What needs to be done:
Repeat, exactly and only, the lines from the beginning of the data through the line with "const SELECTED = 4;". Pictures are left out.
--------
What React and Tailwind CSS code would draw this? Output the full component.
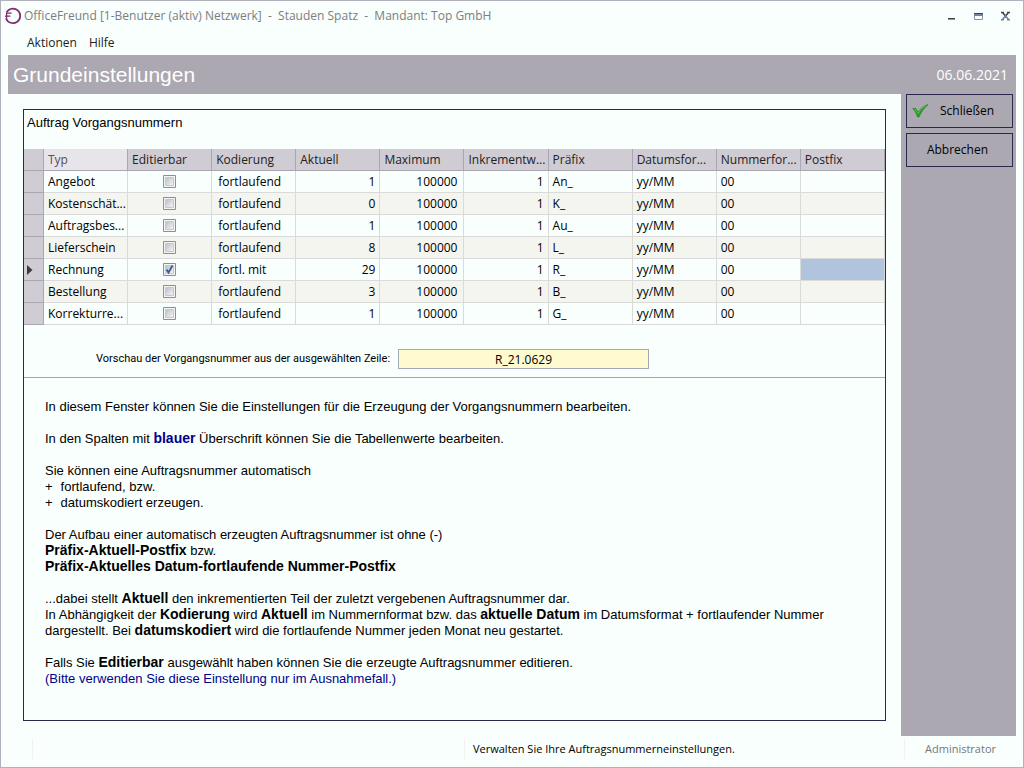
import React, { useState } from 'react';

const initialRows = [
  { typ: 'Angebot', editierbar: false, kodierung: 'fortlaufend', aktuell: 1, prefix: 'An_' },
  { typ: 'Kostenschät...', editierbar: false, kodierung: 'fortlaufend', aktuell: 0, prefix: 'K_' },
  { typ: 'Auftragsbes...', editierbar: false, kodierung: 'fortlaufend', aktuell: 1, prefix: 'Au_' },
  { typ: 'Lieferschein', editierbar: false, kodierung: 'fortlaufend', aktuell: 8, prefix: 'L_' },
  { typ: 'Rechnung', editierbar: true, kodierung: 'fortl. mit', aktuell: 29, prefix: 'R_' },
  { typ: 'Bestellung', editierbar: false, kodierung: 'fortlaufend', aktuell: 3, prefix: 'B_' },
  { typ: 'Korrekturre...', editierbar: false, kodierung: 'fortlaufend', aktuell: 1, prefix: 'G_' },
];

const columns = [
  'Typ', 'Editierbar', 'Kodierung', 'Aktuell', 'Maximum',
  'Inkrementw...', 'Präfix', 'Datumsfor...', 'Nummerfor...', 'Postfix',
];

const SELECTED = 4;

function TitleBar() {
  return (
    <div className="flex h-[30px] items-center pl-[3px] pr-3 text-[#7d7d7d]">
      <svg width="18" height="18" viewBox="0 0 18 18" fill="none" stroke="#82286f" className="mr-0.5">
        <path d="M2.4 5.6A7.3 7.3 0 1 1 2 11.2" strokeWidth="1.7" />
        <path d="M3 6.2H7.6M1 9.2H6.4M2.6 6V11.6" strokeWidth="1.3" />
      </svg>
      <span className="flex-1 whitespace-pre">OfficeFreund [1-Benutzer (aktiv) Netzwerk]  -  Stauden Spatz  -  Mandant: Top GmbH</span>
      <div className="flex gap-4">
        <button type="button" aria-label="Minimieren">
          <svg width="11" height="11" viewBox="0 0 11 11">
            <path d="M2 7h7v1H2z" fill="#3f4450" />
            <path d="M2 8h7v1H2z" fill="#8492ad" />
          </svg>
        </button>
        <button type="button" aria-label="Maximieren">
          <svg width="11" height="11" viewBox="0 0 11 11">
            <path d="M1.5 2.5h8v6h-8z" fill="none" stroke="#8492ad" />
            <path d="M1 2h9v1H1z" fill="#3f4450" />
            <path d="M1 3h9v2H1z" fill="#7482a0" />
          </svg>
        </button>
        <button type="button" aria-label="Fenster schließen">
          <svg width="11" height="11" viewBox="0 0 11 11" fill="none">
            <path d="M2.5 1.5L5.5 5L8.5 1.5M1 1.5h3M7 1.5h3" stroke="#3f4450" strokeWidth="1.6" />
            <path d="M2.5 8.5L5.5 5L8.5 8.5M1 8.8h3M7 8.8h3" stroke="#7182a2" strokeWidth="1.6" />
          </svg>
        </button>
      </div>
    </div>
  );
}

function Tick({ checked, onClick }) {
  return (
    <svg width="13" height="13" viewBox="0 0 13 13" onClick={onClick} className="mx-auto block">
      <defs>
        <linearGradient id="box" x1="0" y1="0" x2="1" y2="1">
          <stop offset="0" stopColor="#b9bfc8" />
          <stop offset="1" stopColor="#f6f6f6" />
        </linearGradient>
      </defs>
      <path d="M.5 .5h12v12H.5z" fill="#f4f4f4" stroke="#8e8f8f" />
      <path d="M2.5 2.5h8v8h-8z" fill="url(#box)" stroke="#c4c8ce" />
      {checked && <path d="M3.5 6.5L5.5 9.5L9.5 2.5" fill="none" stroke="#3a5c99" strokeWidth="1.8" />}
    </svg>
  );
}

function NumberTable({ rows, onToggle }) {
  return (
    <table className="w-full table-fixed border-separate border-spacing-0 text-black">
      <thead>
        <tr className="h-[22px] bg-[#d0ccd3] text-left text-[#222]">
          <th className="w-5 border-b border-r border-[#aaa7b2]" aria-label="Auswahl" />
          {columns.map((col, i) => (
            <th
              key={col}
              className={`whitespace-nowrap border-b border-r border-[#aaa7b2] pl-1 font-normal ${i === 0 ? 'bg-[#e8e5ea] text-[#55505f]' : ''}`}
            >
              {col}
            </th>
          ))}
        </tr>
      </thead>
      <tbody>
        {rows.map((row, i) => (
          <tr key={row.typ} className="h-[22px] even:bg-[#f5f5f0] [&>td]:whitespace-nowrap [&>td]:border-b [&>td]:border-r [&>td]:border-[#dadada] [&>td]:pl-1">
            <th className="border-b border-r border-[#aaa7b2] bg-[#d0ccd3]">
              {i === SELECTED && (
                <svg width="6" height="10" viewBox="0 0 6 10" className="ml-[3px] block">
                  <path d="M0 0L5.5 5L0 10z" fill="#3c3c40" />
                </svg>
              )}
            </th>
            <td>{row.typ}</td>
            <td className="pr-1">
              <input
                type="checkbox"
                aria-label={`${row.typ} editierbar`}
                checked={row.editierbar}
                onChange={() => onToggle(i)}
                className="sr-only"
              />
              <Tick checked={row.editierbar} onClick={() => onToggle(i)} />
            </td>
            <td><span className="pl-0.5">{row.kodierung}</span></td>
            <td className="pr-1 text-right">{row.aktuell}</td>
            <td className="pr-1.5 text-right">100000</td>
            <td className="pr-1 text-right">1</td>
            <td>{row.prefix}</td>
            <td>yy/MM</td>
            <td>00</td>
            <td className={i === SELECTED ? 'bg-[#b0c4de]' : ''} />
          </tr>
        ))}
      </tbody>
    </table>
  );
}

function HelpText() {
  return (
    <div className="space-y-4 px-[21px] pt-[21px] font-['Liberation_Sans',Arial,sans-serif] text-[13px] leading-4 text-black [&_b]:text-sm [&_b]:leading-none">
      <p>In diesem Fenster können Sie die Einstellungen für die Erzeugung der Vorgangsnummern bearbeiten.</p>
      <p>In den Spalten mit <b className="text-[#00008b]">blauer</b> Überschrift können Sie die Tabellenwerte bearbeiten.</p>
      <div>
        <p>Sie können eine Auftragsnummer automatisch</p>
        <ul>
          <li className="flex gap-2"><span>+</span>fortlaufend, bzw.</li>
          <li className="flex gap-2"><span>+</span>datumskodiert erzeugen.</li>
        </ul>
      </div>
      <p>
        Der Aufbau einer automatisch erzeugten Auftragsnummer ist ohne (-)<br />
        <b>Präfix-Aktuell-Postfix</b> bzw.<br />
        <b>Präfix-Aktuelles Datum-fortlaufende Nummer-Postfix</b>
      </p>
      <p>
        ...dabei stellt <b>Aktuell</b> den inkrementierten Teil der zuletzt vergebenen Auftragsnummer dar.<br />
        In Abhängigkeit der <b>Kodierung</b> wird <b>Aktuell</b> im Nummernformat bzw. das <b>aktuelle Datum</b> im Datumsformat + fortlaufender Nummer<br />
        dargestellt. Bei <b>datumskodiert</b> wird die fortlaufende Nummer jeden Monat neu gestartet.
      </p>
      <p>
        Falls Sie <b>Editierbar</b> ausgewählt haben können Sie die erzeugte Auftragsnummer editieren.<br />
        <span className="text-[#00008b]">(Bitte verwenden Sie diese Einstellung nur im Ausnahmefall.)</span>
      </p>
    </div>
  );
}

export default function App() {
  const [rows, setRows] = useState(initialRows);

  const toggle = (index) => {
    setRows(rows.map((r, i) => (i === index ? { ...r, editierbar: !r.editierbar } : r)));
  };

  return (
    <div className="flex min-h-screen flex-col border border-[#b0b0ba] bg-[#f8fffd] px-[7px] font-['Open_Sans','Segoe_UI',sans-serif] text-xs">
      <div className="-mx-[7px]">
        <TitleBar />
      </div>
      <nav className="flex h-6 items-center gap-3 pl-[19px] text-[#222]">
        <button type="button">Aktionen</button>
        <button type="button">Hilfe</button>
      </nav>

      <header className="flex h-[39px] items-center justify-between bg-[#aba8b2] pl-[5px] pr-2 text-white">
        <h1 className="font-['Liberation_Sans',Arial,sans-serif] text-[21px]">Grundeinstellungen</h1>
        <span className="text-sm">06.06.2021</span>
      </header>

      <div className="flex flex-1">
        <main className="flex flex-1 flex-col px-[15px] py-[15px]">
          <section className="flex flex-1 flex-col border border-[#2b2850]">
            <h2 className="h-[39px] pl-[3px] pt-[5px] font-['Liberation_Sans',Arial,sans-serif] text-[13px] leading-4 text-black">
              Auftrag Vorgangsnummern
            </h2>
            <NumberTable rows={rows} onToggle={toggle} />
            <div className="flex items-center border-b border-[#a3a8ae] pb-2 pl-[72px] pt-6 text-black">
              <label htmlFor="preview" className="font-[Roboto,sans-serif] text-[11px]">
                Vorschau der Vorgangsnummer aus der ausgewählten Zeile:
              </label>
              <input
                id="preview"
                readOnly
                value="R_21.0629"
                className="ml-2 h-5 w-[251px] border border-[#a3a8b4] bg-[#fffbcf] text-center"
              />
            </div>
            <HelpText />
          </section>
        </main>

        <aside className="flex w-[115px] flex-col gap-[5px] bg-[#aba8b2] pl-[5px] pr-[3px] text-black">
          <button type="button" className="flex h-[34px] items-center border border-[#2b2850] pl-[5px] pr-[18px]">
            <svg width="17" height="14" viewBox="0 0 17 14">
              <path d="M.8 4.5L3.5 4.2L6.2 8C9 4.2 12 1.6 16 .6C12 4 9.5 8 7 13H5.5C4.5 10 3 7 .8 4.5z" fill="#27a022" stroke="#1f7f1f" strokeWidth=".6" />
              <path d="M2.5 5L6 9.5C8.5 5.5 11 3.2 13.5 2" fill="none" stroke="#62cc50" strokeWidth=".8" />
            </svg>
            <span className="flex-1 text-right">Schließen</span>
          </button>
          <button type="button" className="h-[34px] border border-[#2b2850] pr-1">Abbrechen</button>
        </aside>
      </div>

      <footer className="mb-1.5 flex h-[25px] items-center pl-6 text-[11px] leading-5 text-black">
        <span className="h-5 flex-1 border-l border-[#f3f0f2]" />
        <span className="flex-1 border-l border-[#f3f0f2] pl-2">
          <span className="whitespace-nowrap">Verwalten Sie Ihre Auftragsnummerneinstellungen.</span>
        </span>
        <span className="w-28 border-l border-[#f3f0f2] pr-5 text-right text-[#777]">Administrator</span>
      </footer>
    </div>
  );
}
--------
Result of this exercise:
What React and Tailwind CSS code would draw this? Output the full component.
import React, { useState } from 'react';

const initialRows = [
  { typ: 'Angebot', editierbar: false, kodierung: 'fortlaufend', aktuell: 1, prefix: 'An_' },
  { typ: 'Kostenschät...', editierbar: false, kodierung: 'fortlaufend', aktuell: 0, prefix: 'K_' },
  { typ: 'Auftragsbes...', editierbar: false, kodierung: 'fortlaufend', aktuell: 1, prefix: 'Au_' },
  { typ: 'Lieferschein', editierbar: false, kodierung: 'fortlaufend', aktuell: 8, prefix: 'L_' },
  { typ: 'Rechnung', editierbar: true, kodierung: 'fortl. mit', aktuell: 29, prefix: 'R_' },
  { typ: 'Bestellung', editierbar: false, kodierung: 'fortlaufend', aktuell: 3, prefix: 'B_' },
  { typ: 'Korrekturre...', editierbar: false, kodierung: 'fortlaufend', aktuell: 1, prefix: 'G_' },
];

const columns = [
  'Typ', 'Editierbar', 'Kodierung', 'Aktuell', 'Maximum',
  'Inkrementw...', 'Präfix', 'Datumsfor...', 'Nummerfor...', 'Postfix',
];

const SELECTED = 4;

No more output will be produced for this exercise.